— START Material to process —

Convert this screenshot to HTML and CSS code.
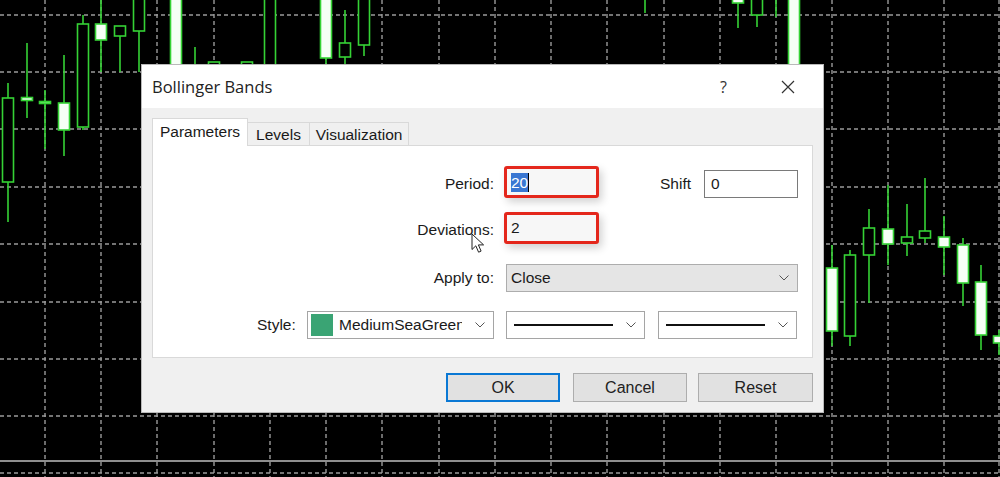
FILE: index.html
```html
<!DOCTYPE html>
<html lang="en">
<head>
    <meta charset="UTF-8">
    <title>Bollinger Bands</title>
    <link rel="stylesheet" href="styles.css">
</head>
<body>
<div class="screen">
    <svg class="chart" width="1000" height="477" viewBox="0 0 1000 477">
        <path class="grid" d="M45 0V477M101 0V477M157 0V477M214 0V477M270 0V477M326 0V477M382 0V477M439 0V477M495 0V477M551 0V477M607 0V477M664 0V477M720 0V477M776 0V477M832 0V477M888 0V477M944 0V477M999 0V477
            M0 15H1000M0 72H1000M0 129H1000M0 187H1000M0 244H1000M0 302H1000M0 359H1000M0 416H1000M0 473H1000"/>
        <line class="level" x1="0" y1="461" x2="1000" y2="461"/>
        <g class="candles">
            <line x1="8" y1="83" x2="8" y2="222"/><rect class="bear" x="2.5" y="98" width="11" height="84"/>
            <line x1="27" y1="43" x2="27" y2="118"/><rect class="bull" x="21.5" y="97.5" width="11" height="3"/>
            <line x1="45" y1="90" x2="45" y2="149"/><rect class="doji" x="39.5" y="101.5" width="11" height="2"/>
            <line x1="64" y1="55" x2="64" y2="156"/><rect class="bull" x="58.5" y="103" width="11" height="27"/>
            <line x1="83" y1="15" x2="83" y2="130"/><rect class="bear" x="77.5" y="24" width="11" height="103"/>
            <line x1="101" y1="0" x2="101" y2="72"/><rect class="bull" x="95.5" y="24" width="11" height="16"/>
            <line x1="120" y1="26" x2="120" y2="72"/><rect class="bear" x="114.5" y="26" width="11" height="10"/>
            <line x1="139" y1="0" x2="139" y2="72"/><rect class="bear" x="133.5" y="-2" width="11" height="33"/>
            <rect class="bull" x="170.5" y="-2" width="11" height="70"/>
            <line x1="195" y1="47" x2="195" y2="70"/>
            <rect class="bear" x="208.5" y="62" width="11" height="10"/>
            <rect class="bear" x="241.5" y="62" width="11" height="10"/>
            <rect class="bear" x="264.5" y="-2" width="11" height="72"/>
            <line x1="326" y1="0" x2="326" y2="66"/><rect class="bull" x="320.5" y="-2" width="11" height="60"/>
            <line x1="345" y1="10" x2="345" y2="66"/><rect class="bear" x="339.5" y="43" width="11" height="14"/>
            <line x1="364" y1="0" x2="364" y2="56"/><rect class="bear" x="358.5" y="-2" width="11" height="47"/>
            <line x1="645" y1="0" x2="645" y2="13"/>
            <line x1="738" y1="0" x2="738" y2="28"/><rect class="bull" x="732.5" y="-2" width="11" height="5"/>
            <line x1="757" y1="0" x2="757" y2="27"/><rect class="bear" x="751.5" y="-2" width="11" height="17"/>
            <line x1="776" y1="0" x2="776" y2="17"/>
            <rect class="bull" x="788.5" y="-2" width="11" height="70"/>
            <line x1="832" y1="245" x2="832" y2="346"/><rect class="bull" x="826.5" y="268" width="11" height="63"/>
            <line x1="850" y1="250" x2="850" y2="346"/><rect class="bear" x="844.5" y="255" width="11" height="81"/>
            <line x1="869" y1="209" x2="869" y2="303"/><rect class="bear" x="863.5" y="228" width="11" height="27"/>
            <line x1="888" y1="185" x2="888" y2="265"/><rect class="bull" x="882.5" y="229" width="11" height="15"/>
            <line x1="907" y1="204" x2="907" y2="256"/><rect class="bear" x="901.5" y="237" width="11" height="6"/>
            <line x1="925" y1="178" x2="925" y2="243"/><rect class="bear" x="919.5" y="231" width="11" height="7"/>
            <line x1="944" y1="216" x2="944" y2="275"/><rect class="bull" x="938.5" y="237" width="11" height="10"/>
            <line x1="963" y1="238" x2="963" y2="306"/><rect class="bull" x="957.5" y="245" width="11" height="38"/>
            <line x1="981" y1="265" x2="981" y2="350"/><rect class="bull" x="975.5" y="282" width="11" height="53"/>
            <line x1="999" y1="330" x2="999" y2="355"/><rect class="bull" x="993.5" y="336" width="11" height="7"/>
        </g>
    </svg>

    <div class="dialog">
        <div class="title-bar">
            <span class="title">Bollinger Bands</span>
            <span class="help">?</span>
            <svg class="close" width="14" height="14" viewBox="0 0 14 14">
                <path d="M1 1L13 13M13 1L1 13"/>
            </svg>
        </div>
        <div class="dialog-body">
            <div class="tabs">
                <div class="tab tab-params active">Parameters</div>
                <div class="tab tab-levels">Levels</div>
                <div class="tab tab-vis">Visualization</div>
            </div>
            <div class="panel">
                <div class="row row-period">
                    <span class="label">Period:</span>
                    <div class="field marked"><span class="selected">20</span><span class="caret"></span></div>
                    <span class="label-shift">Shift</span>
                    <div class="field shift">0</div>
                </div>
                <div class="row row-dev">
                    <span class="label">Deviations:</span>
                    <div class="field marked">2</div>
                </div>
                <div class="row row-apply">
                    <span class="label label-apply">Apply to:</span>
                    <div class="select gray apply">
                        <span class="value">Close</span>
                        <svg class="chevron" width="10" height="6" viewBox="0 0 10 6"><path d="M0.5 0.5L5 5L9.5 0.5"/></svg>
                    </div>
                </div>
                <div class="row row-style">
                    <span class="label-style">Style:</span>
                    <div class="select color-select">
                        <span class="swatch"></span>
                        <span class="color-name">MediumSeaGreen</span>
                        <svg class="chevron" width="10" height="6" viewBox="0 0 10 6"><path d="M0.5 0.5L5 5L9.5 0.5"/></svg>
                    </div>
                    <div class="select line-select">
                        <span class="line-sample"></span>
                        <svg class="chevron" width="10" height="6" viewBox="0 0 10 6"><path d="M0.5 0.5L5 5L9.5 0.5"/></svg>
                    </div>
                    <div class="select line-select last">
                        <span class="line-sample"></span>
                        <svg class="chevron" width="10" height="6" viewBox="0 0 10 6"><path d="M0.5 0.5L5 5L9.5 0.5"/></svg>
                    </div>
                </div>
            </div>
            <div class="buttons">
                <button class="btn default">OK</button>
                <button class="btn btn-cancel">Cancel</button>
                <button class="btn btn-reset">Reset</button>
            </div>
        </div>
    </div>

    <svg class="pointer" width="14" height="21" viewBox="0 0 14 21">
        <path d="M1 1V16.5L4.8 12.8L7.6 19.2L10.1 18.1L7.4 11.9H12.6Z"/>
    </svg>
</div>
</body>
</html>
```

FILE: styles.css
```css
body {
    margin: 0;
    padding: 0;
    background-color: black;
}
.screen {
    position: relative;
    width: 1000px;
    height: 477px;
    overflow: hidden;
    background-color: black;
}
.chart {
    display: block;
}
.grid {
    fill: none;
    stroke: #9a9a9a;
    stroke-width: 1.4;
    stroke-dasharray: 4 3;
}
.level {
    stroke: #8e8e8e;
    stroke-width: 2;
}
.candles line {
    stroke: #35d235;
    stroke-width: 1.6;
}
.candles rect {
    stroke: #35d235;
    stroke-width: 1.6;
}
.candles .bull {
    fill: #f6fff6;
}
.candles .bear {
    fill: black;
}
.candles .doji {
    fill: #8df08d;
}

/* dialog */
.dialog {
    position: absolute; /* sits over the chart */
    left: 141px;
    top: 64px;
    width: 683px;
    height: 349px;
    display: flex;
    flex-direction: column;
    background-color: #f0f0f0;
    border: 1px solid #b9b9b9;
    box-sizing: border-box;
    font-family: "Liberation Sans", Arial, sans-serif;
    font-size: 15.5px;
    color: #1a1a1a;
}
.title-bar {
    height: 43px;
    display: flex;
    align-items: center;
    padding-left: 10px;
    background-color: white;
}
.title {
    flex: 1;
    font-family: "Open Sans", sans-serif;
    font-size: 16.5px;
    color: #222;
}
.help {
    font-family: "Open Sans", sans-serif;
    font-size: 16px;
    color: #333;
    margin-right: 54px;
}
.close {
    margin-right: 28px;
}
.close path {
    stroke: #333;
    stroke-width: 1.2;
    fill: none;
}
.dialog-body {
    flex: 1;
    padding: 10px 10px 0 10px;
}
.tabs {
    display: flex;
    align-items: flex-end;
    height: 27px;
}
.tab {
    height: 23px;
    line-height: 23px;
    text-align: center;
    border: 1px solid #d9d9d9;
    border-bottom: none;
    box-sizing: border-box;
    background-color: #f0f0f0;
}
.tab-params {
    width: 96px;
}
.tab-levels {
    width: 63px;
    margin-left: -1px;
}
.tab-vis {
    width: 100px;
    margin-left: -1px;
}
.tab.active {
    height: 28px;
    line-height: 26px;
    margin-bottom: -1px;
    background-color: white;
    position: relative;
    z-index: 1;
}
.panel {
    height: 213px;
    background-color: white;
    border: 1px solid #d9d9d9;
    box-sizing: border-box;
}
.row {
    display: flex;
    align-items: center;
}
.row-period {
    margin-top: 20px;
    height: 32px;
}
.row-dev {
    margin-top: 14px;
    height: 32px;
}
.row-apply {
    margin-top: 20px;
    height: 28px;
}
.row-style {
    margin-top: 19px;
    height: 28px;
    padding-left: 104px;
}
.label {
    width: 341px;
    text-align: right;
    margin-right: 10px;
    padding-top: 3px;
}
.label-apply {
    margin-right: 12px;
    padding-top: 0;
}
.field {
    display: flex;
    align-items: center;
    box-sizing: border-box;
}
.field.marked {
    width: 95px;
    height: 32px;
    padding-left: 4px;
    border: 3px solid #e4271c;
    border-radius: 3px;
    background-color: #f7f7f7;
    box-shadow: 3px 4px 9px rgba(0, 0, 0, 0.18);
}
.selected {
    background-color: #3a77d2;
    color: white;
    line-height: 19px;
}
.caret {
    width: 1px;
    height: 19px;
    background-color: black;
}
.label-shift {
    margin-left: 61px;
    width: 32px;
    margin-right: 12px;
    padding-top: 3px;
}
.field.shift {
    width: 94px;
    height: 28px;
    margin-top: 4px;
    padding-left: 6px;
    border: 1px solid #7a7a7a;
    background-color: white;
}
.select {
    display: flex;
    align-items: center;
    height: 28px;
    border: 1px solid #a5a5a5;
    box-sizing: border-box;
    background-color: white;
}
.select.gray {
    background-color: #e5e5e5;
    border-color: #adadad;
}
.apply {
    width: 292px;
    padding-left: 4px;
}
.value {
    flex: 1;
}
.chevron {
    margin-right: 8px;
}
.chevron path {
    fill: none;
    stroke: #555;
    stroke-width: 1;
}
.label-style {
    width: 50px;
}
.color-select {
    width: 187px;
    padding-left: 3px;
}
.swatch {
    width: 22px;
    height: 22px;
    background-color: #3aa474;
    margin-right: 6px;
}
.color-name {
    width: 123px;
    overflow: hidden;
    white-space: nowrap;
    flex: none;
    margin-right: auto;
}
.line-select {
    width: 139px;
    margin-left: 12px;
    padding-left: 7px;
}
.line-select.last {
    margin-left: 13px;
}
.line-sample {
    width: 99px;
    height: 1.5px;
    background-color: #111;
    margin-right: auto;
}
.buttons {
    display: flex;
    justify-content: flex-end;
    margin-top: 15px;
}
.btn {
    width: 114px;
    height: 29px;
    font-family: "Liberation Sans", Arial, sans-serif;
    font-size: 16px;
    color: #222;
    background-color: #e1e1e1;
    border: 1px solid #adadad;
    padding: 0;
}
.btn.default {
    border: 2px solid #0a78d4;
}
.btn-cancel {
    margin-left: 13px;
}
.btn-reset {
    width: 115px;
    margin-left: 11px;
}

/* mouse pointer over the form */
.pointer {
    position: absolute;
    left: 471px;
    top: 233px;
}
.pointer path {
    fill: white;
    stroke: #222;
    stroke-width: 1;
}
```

— END Material to process —
— START Material to process —

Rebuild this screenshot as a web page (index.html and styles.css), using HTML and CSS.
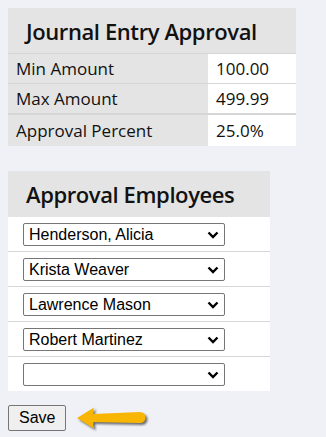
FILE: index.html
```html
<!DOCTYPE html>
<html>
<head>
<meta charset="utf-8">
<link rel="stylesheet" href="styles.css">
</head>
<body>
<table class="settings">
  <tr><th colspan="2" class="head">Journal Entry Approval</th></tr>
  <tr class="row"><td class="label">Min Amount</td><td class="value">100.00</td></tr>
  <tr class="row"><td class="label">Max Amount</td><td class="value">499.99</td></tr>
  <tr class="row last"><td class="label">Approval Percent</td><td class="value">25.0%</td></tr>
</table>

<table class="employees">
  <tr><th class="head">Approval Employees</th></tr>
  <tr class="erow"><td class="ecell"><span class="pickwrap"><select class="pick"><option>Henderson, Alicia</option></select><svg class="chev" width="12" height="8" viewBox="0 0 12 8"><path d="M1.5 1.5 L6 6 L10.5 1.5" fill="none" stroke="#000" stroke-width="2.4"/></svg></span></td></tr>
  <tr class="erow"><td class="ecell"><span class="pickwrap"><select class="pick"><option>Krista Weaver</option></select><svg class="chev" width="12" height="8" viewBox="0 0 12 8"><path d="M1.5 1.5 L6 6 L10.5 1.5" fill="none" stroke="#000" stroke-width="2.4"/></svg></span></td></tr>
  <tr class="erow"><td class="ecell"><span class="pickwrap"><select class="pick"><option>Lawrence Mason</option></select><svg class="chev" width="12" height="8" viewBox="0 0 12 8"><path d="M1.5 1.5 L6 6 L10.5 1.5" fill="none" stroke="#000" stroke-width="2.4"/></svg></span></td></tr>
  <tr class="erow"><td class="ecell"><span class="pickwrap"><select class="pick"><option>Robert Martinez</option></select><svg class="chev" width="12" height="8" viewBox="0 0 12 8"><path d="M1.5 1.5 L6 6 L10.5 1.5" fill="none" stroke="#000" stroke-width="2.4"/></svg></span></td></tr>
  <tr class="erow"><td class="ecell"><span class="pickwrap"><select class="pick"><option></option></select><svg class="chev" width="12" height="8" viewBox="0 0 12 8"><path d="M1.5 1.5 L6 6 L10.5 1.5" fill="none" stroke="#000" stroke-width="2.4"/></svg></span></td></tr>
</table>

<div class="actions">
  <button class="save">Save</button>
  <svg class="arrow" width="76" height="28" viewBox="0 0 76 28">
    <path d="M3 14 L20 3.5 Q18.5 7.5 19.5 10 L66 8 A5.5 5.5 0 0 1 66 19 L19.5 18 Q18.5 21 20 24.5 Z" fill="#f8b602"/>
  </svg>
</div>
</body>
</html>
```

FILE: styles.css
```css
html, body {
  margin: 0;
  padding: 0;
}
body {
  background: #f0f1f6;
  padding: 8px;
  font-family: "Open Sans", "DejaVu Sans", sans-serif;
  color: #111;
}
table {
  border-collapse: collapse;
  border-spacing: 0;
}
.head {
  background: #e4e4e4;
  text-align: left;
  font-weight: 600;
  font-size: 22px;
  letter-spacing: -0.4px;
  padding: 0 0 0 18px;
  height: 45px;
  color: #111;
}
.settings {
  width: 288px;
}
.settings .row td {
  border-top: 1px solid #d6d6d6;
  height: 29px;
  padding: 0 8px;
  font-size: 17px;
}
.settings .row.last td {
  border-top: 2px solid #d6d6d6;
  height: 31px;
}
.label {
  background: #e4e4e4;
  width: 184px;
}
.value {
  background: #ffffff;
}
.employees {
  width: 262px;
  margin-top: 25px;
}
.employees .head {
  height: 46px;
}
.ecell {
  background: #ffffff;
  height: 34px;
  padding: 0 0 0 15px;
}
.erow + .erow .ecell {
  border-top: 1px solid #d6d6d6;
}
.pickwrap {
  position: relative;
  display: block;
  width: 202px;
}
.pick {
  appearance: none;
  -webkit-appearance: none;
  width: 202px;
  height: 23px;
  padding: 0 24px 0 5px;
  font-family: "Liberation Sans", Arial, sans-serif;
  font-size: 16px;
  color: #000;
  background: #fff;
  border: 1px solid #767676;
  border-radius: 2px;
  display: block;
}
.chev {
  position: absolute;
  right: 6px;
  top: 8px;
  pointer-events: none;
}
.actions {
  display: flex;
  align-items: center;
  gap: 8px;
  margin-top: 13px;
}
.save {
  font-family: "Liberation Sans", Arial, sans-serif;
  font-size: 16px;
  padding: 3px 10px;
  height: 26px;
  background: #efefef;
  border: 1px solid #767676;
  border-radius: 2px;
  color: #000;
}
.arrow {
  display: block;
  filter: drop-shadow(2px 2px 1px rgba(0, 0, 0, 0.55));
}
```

— END Material to process —

# Task instructions:
Copy out every line where the word "screenshot" occurs.

# Complete answer:
Convert this screenshot to HTML and CSS code.
Rebuild this screenshot as a web page (index.html and styles.css), using HTML and CSS.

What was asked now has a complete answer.